In Bohr's picture the electrons in higher energy states spontaneously jump down to lower levels. Now remember our little lecture on the conservation of energy. If electrons jump down, they lose energy, and that lost energy has to be accounted for. Bohr said, "No problem." A dropping electron emits a photon of energy equal to the difference in energy of the orbits. If the electron jumps from level 4 to level 2, for example, the photon's energy is equal to E4 minus E2. There are lots of jump possibilities, such as E2→E1, E3→E1, or E4→E1. Multilevel jumps are also allowed, such as E4→E2, then E2→E1. Every change of energy results in the emission of a corresponding wavelength, and a series of spectral lines is observed.

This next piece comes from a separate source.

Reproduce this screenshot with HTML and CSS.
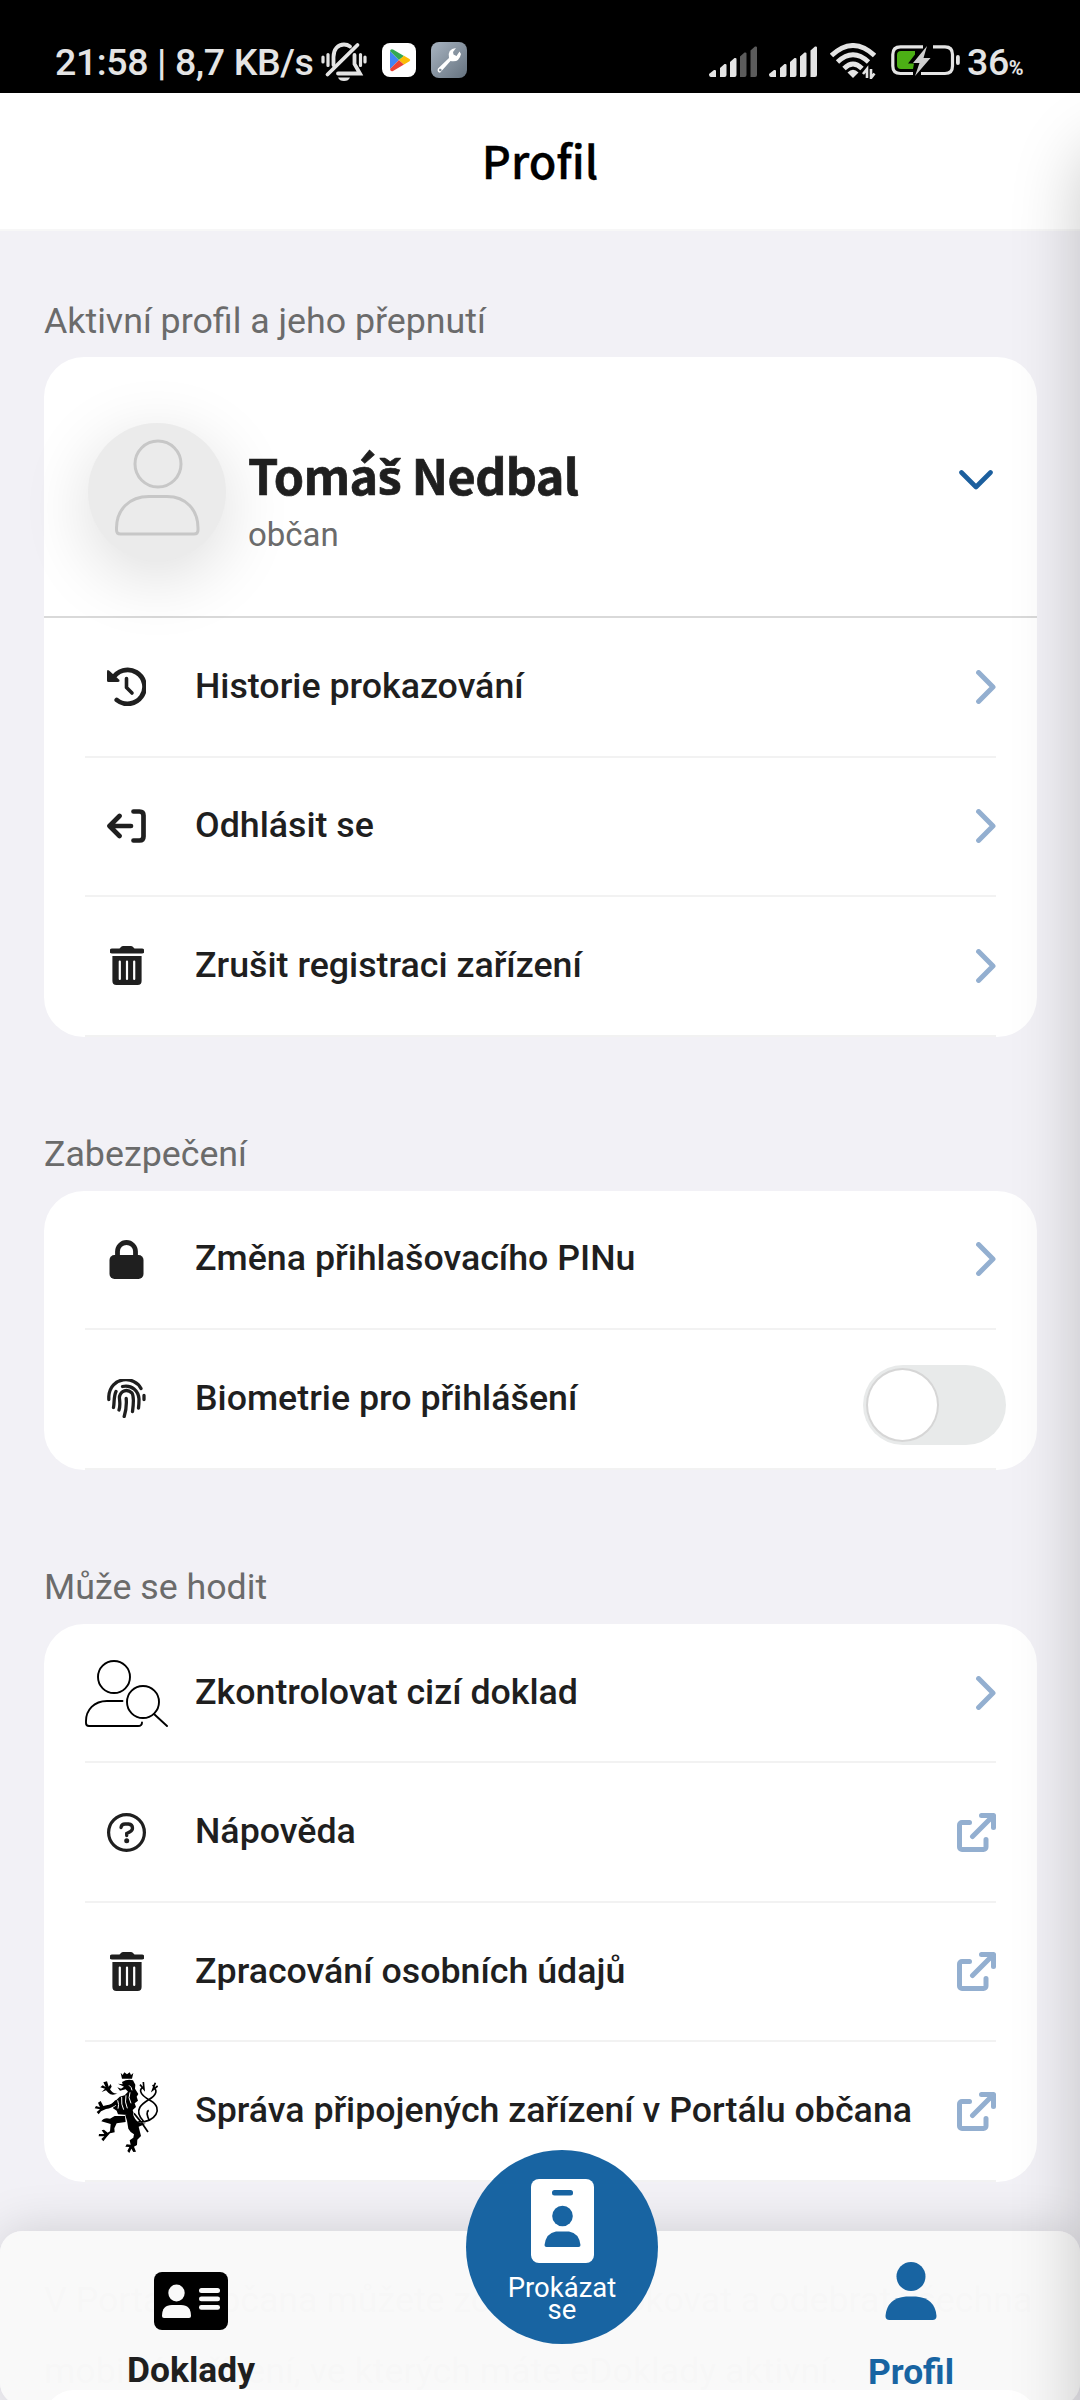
FILE: index.html
```html
<!DOCTYPE html>
<html lang="cs">
<head>
<meta charset="utf-8">
<title>Profil</title>
<link rel="stylesheet" href="styles.css">
</head>
<body>
<svg class="defs" width="0" height="0">
  <symbol id="chevron" viewBox="0 0 20 34"><path d="M2.6 2.6 17 17 2.6 31.4" fill="none" stroke="currentColor" stroke-width="5" stroke-linecap="round" stroke-linejoin="round"/></symbol>
  <symbol id="external" viewBox="0 0 39 39"><path d="M12.5 9.5H5a2.5 2.5 0 0 0-2.500 2.500V34a2.500 2.500 0 0 0 2.500 2.500H26.500a2.500 2.500 0 0 0 2.500-2.500V26.500M24.500 2.500H36.500V14.500M36 3 15.500 23.500" fill="none" stroke="currentColor" stroke-width="5" stroke-linecap="round" stroke-linejoin="round"/></symbol>
  <symbol id="trash" viewBox="0 0 34 39"><path d="M2 2.600H9.500L11.500.6Q12 0 13 0H21Q22 0 22.500.6L24.500 2.600H32A2.400 2.400 0 0 1 32 7.500H2A2.400 2.400 0 0 1 2 2.600ZM2.400 10H31.600V35Q31.600 39 27.600 39H6.400Q2.400 39 2.400 35Z" fill="currentColor"/><path d="M9.800 15.500V33M17 15.500V33M24.200 15.500V33" stroke="#fff" stroke-width="2.200" stroke-linecap="round"/></symbol>
</svg>
<div class="screen">
  <div class="status">
    <span class="clock">21:58 | 8,7 KB/s</span>
    <svg class="bell" width="46" height="40" viewBox="0 0 46 40" fill="none" stroke="#e4e4e4" stroke-width="3.200" stroke-linecap="round"><path d="M2 15v5M7 12.500v11M39.500 12.500v11M44 15v5"/><path d="M12.500 23V15C12.500 7 17 2.500 23 2.500Q26.500 2.500 29 4.500M33.500 13V22L39 31.500H17" stroke-width="3.800"/><path d="M36.500 3 6.500 32.500" stroke-width="3.800"/><path d="M17 35.500H29Q27.500 39 23 39T17 35.500Z" fill="#e4e4e4" stroke="none"/></svg>
    <svg class="play" width="34" height="34" viewBox="0 0 34 34"><rect width="34" height="34" rx="8" fill="#fff"/><path d="M8 8V26L17 17Z" fill="#4285f4"/><path d="M8 8Q8.500 5.500 11 6.500L22 13 17 17Z" fill="#34a853"/><path d="M8 26Q8.500 29 11 28L22 21.500 17 17Z" fill="#ea4335"/><path d="M22 12.800 27.500 16Q29 17 27.500 18.200L22 21.500 17 17Z" fill="#fbbc04"/></svg>
    <svg class="wrench" width="36" height="36" viewBox="0 0 36 36"><defs><linearGradient id="steel" x1="0" y1="0" x2="1" y2="1"><stop stop-color="#a8b4c1"/><stop offset="1" stop-color="#65727f"/></linearGradient></defs><rect width="36" height="36" rx="8" fill="url(#steel)"/><path d="M25 6Q16 7 18 16L7 26.500Q5.500 30 9 30.800L19.500 19Q28 21 30 12L28.500 9.500 25.500 14 22.500 12.500 22 10Z" fill="#fff"/><circle cx="9.300" cy="28" r="1.300" fill="#7e8b98"/></svg>
    <span class="spacer"></span>
    <svg class="signal" width="48" height="32" viewBox="0 0 48 32" fill="#e4e4e4"><path d="M0 28 5 24Q7 23.500 7 25V31H2Q0 31 0 28ZM11 22 15.500 18Q17.500 17.500 17.500 19V29Q17.500 31 15.500 31H11ZM21 16 25.500 12Q27.500 11.500 27.500 13V29Q27.500 31 25.500 31H21Z"/><path d="M31 10.500 35.500 6.500Q37.500 6 37.500 7.500V29Q37.500 31 35.500 31H31ZM41.500 4.500 46 .5Q48 0 48 1.500V29Q48 31 46 31H41.500Z" fill="#5b5b5b"/></svg>
    <svg class="signal2" width="48" height="32" viewBox="0 0 48 32" fill="#e4e4e4"><path d="M0 28 5 24Q7 23.500 7 25V31H2Q0 31 0 28ZM11 22 15.500 18Q17.500 17.500 17.500 19V29Q17.500 31 15.500 31H11ZM21 16 25.500 12Q27.500 11.500 27.500 13V29Q27.500 31 25.500 31H21ZM31 10.500 35.500 6.500Q37.500 6 37.500 7.500V29Q37.500 31 35.500 31H31ZM41.500 4.500 46 .5Q48 0 48 1.500V29Q48 31 46 31H41.500Z"/></svg>
    <svg class="wifi" width="46" height="36" viewBox="0 0 46 36" fill="none" stroke="#e4e4e4" stroke-width="4.800"><path d="M1.500 12.500Q23-7.500 44.500 12.500M7.500 19Q23 4.500 38.500 19M14 25.500Q23 16.500 32 25.500"/><path d="M17.500 29.500Q23 24 28.500 29.500L23 35Z" fill="#e4e4e4" stroke="none"/><path d="M37 35V26L33 31M41 26V35L44.500 30.500" stroke-width="2.600"/></svg>
    <svg class="battery" width="69" height="32" viewBox="0 0 69 32"><path d="M32 1.800H9.500Q1.800 1.800 1.800 9.500V21Q1.800 28.500 9.500 28.500H22M42 1.800H54Q61.500 1.800 61.500 9.500V21Q61.500 28.500 54 28.500H30" fill="none" stroke="#e4e4e4" stroke-width="3.200"/><path d="M10 6H24V9.500L17 18.500H23L22 24H10Q6 24 6 20V10Q6 6 10 6Z" fill="#4caf15"/><path d="M36 1 22 18H28.500L24 31 39.500 13H32.500Z" fill="#cfcfcf"/><rect x="65" y="10" width="3.800" height="10" rx="1.900" fill="#e4e4e4"/></svg>
    <span class="percent">36<small>%</small></span>
  </div>

  <header class="topbar"><h1>Profil</h1></header>

  <main class="content">
    <h2 class="label first">Aktivní profil a jeho přepnutí</h2>
    <section class="card">
      <div class="person">
        <div class="avatar"><svg width="88" height="100" viewBox="0 0 88 100" fill="none" stroke="#c7c7c7" stroke-width="3"><circle cx="44" cy="26" r="23"/><path d="M35 58.500H53C72 58.500 84 72 84 90V92Q84 96 80 96H6.500Q2.500 96 2.500 92V90C2.500 72 15 58.500 35 58.500Z"/></svg></div>
        <div class="who"><div class="name">Tomá<span class="caron">š</span> Nedbal</div><div class="role">občan</div></div>
        <svg class="down" width="34" height="20" viewBox="0 0 34 20"><path d="M2.500 2.500 17 17 31.500 2.500" fill="none" stroke="#1c5f9e" stroke-width="4.600" stroke-linecap="round" stroke-linejoin="round"/></svg>
      </div>
      <div class="rows">
        <div class="row"><span class="icon"><svg width="39" height="39" viewBox="0 0 39 39"><path d="M5.500 12A17 17 0 1 1 9.800 33" fill="none" stroke="currentColor" stroke-width="4.800" stroke-linecap="round"/><path d="M0 4.500Q0 2 2 3.500L12.500 13Q13 15 11 15H1.500Q0 15 0 13.500Z" fill="currentColor"/><path d="M19.500 11.500V20.500L25 26" fill="none" stroke="currentColor" stroke-width="3.600" stroke-linecap="round" stroke-linejoin="round"/></svg></span><span class="text">Historie prokazování</span><svg class="go" width="20" height="34"><use href="#chevron"/></svg></div>
        <div class="row"><span class="icon"><svg width="39" height="34" viewBox="0 0 39 34" fill="none" stroke="currentColor" stroke-width="4.700" stroke-linecap="round" stroke-linejoin="round"><path d="M12.500 7 2.500 17 12.500 27M3.500 17H24M26.500 2.500H32.500Q36.500 2.500 36.500 6.500V27.500Q36.500 31.500 32.500 31.500H26.500"/></svg></span><span class="text">Odhlásit se</span><svg class="go" width="20" height="34"><use href="#chevron"/></svg></div>
        <div class="row"><span class="icon"><svg width="34" height="39"><use href="#trash"/></svg></span><span class="text">Zrušit registraci zařízení</span><svg class="go" width="20" height="34"><use href="#chevron"/></svg></div>
      </div>
    </section>

    <h2 class="label">Zabezpečení</h2>
    <section class="card">
      <div class="rows">
        <div class="row"><span class="icon"><svg width="35" height="39" viewBox="0 0 35 39"><rect x=".5" y="15" width="34" height="24" rx="5" fill="currentColor"/><path d="M8.500 17V11.500A9 9 0 0 1 26.500 11.500V17" fill="none" stroke="currentColor" stroke-width="4.800"/></svg></span><span class="text">Změna přihlašovacího PINu</span><svg class="go" width="20" height="34"><use href="#chevron"/></svg></div>
        <div class="row"><span class="icon"><svg width="39" height="39" viewBox="0 0 39 39" fill="none" stroke="currentColor" stroke-width="3.300" stroke-linecap="round"><path d="M1.800 20.500V17.500C3-3 28-3.500 34 9.500M37 16.500V20.500M6.500 28.500C7.500 23.500 6.500 18 9 12.500M15.500 7.500C25 5.500 31.500 12 32 20Q32 25 31.500 29M12 31C14 25 12 20 12.500 17.500 14 11.500 20 9.500 25 14 27.500 18 26.500 25 25.500 32.500M17.200 37.500Q20 28.500 19.200 19.500"/></svg></span><span class="text">Biometrie pro přihlášení</span><span class="toggle"><span class="knob"></span></span></div>
      </div>
    </section>

    <h2 class="label">Může se hodit</h2>
    <section class="card">
      <div class="rows">
        <div class="row"><span class="icon"><svg class="check" width="83" height="67" viewBox="0 0 83 67" fill="none" stroke="#000" stroke-width="1.900" stroke-linecap="round"><circle cx="29" cy="17" r="16"/><circle cx="58" cy="42" r="16"/><path d="M69 54 82 66M37.500 41H22C9 41 1 50 1 61V63Q1 66 4 66H53Q57 66 57 62.500"/></svg></span><span class="text">Zkontrolovat cizí doklad</span><svg class="go" width="20" height="34"><use href="#chevron"/></svg></div>
        <div class="row"><span class="icon"><svg width="39" height="39" viewBox="0 0 39 39" fill="none" stroke="currentColor" stroke-linecap="round"><circle cx="19.500" cy="19.500" r="17.900" stroke-width="3.200"/><path d="M14 14.500Q14.500 11 18 11H21.500Q25.500 11.500 25.500 15 25.500 17.500 23 18.700L19.700 20.500V22.500" stroke-width="3.300"/><circle cx="19.700" cy="27.700" r="2.500" fill="currentColor" stroke="none"/></svg></span><span class="text">Nápověda</span><svg class="go" width="39" height="39"><use href="#external"/></svg></div>
        <div class="row"><span class="icon"><svg width="34" height="39"><use href="#trash"/></svg></span><span class="text">Zpracování osobních údajů</span><svg class="go" width="39" height="39"><use href="#external"/></svg></div>
        <div class="row"><span class="icon"><svg class="lion" width="66" height="82" viewBox="40 38 198 246"><g fill="#000"><path d="M120 40 126 47 131 39 139 45 147 39 151 47 158 41 154 58H124ZM124 68Q140 58 157 63L164 76 163 88 173 104 168 112 172 124 162 132 166 143 156 152 159 162 150 168 112 165 108 154 96 146 107 138 96 132 107 122 117 112 132 108 142 97 135 90 118 94 110 84 121 88 130 82 112 73 126 75Z"/><path d="M112 102Q93 111 83 100L76 93 63 98 73 88 59 84 66 78 75 83 68 69 79 66 84 82 90 74 93 82 88 90Q97 105 112 102ZM112 132Q93 148 76 149L61 156 54 165 48 158 58 150 42 147 46 140 58 144 52 130 60 125 68 140 77 138Q94 137 104 122ZM62 186Q70 173 88 178L102 170H133L135 188 108 192 101 207 102 219 88 222 78 233 68 246 62 239 71 231 54 231 55 224 71 224 63 213 70 211 81 220 88 216 90 194ZM134 168 155 158Q162 186 178 191L195 193 174 202 181 230 170 241 169 257 160 262 166 277 158 278 152 268 146 281 140 275 146 263 134 262 138 255 150 256 147 243 158 235 160 225 150 218 143 208 139 184Z"/></g><path d="M170 188C225 190 250 147 210 124 170 103 177 87 190 82M188 185C150 145 200 125 212 116 236 98 223 86 216 77M178 76 190 90 188 68M224 70 216 92 231 80M160 162Q185 190 202 218M206 184Q194 159 204 153" fill="none" stroke="#000" stroke-width="5"/><g fill="none" stroke="#fff" stroke-width="3"><path d="M111 123Q116 136 112 148M123 113Q121 137 129 151M136 108Q131 128 140 147M148 99Q141 115 151 132M145 78Q153 83 154 93"/></g></svg></span><span class="text">Správa připojených zařízení v Portálu občana</span><svg class="go" width="39" height="39"><use href="#external"/></svg></div>
      </div>
    </section>
    <p class="note">V Portálu občana můžete zobrazit, blokovat a odebrat všechna<br>mobilní zařízení, ve kterých máte eDoklady aktivní.</p>
  </main>

  <nav class="tabs">
    <div class="peek"></div>
    <div class="tab docs"><svg width="74" height="58" viewBox="0 0 74 58"><rect width="74" height="58" rx="8"/><g fill="#f9f9f9"><ellipse cx="22.500" cy="21" rx="8.200" ry="8.500"/><path d="M8 44Q8 33 18 33H27Q37 33 37 44 37 46 35 46H10Q8 46 8 44Z"/><rect x="45" y="16" width="21" height="5" rx="2.500"/><rect x="45" y="24.500" width="21" height="4.700" rx="2.300"/><rect x="45" y="33" width="21" height="4.700" rx="2.300"/></g></svg><span>Doklady</span></div>
    <div class="tab me"><svg width="52" height="58" viewBox="0 0 52 58" fill="#1864a2"><circle cx="26" cy="14.500" r="14.500"/><path d="M21 34.500H31Q50 36 51.500 54 51.500 58 47.500 58H4.500Q.5 58 .5 54 2 36 21 34.500Z"/></svg><span>Profil</span></div>
    <div class="prove"><svg width="63" height="84" viewBox="0 0 63 84"><rect width="63" height="84" rx="8" fill="#fff"/><g fill="#1864a2"><rect x="21" y="11" width="21" height="5.500" rx="2.500"/><circle cx="31.500" cy="37" r="10.300"/><path d="M25 52.500H38Q48 54 49.500 66 49.500 68 47.500 68H15.500Q13.500 68 13.500 66 15 54 25 52.500Z"/></g></svg><span>Prokázat<br>se</span></div>
  </nav>
  <div class="edge"></div>
</div>
</body>
</html>
```
FILE: styles.css
```css
* { box-sizing: border-box; }
body { margin: 0; font-family: Roboto, sans-serif; color: #1f1f1f; }
.defs { position: absolute; }
.screen { position: relative; width: 1080px; height: 2400px; overflow: hidden; background: #f2f1f6; display: flex; flex-direction: column; }
svg { display: block; flex: none; }
.status { height: 93px; flex: none; background: #000; color: #e4e4e4; display: flex; align-items: flex-start; padding: 42px 56px 0 55px; white-space: nowrap; position: relative; z-index: 5; }
.clock { width: 266px; font-size: 37.500px; letter-spacing: -.4px; line-height: 40px; font-weight: 500; }
.play { margin: 1px 0 0 15px; }
.wrench { margin-left: 15px; }
.spacer { flex: 1; }
.signal, .signal2 { margin: 4px 12px 0 0; }
.wifi { margin: 1px 15px 0 1px; }
.battery { margin: 3px 7px 0 0; }
.percent { width: 57px; font-size: 37.500px; line-height: 40px; font-weight: 500; letter-spacing: -.4px; }
.percent small { font-size: 20px; font-weight: 700; }
.topbar { height: 138px; flex: none; background: #fff; border-bottom: 2px solid #f7f7f7; display: flex; align-items: center; justify-content: center; }
.topbar h1 { margin: -2px 0 0; font: 500 45px/60px "Noto Sans CJK SC", sans-serif; color: #000; -webkit-text-stroke: .3px #000; }
.content { padding: 0 43px 0 44px; }
.label { margin: 0; height: 154.200px; padding-bottom: 16px; display: flex; align-items: flex-end; font-size: 35.750px; line-height: 41px; font-weight: 400; color: #6b6b6b; }
.label.first { height: 126px; padding-bottom: 15px; }
.card { background: #fff; border-radius: 40px; }
.person { height: 261px; border-bottom: 2px solid #d9d9d9; padding: 66px 44px 0; display: flex; align-items: flex-start; }
.avatar { width: 138px; height: 138px; border-radius: 50%; background: #ebebeb; box-shadow: 0 16px 70px rgba(0,0,0,.14); padding: 15px 0 0 26px; }
.who { padding: 17px 0 0 22px; flex: 1; }
.name { font: 700 48.500px/68px "Noto Sans CJK SC", sans-serif; height: 68px; letter-spacing: -.6px; white-space: nowrap; -webkit-text-stroke: .7px #1f1f1f; }
.caron { font-family: "Noto Sans", sans-serif; line-height: 1; }
.role { margin-top: 7px; font-size: 33px; line-height: 40px; color: #6b6b6b; }
.down { margin-top: 47px; }
.rows { padding: 0 41px; }
.row { height: 139.500px; border-bottom: 2px solid #f2f2f2; display: flex; align-items: center; }
.icon { width: 83px; margin-right: 27px; display: flex; justify-content: center; }
.check { margin-top: 2px; }
.lion { margin-top: 4px; }
.text { flex: 1; padding-bottom: 2px; font-size: 35.750px; line-height: 42px; font-weight: 500; white-space: nowrap; }
.go { color: #93afd0; }
.toggle { width: 143px; height: 80px; margin: 13px -10px 0 0; border-radius: 40px; background: #e8eaea; padding: 3px; }
.knob { display: block; width: 73px; height: 74px; border-radius: 50%; background: #fff; border: 2px solid #d6d6d6; }
.note { margin: 83px -40px 0 0; font-size: 35.750px; line-height: 71px; color: #6b6b6b; white-space: nowrap; }
.tabs { position: absolute; left: 0; right: 0; top: 2231px; height: 174px; border-radius: 22px; background: rgba(249,249,249,.986); box-shadow: 0 0 50px rgba(0,0,0,.15); display: flex; justify-content: space-between; padding: 41px 84px 0 106px; font-size: 35.400px; font-weight: 700; }
.tab { position: relative; width: 170px; display: flex; flex-direction: column; align-items: center; line-height: 40px; }
.tab span { margin-top: 20px; }
.me { color: #1864a2; margin-top: -10px; }
.me span { margin-top: 32px; }
.prove { position: absolute; left: 466px; top: -81px; width: 192px; height: 194px; border-radius: 50%; background: #1864a2; color: #fff; display: flex; flex-direction: column; align-items: center; padding-top: 29px; font-size: 27.500px; line-height: 22px; font-weight: 400; text-align: center; }
.prove span { margin-top: 14px; }
.peek { position: absolute; left: 44px; right: 43px; top: 159px; height: 60px; border-radius: 40px; background: #fff; }
.edge { position: absolute; left: 1080px; top: 145px; width: 300px; height: 2500px; border-radius: 40px; box-shadow: 0 0 68px rgba(0,0,0,.21); }
```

Bohr's ad hoc, quasi-classical explanation of the atom was a virtuoso, if unorthodox, performance. He used Newton and Maxwell when they were convenient. He discounted them when they weren't. He used Planck and Einstein when they worked. It was outrageous. But Bohr was smart, and he got the right answer.
Let's review. Thanks to the work of Fraunhofer and Kirchhoff back in the nineteenth century, we knew about spectral lines. We knew that atoms (and molecules) emit and absorb radiation at specific wavelengths and that each atom has its own characteristic pattern of wavelengths. Thanks to Planck, we knew that light is emitted in quanta. Thanks to Hertz and Einstein, we knew that it is also absorbed in quanta. Thanks to Thomson, we knew there are electrons. Thanks to Rutherford, we knew that the atom has a dense little nucleus, lots of void, and electrons scattered throughout. Thanks to my mother and father, I got to learn this stuff. Bohr put this data—and much more—together. The electrons are allowed only certain orbits, said Bohr. They absorb energy in quanta, which forces them to jump to higher orbits. When they drop back down to lower orbits, they emit photons, quanta of light. Scientists observe these quanta as specific wavelengths—the spectral lines peculiar to each element.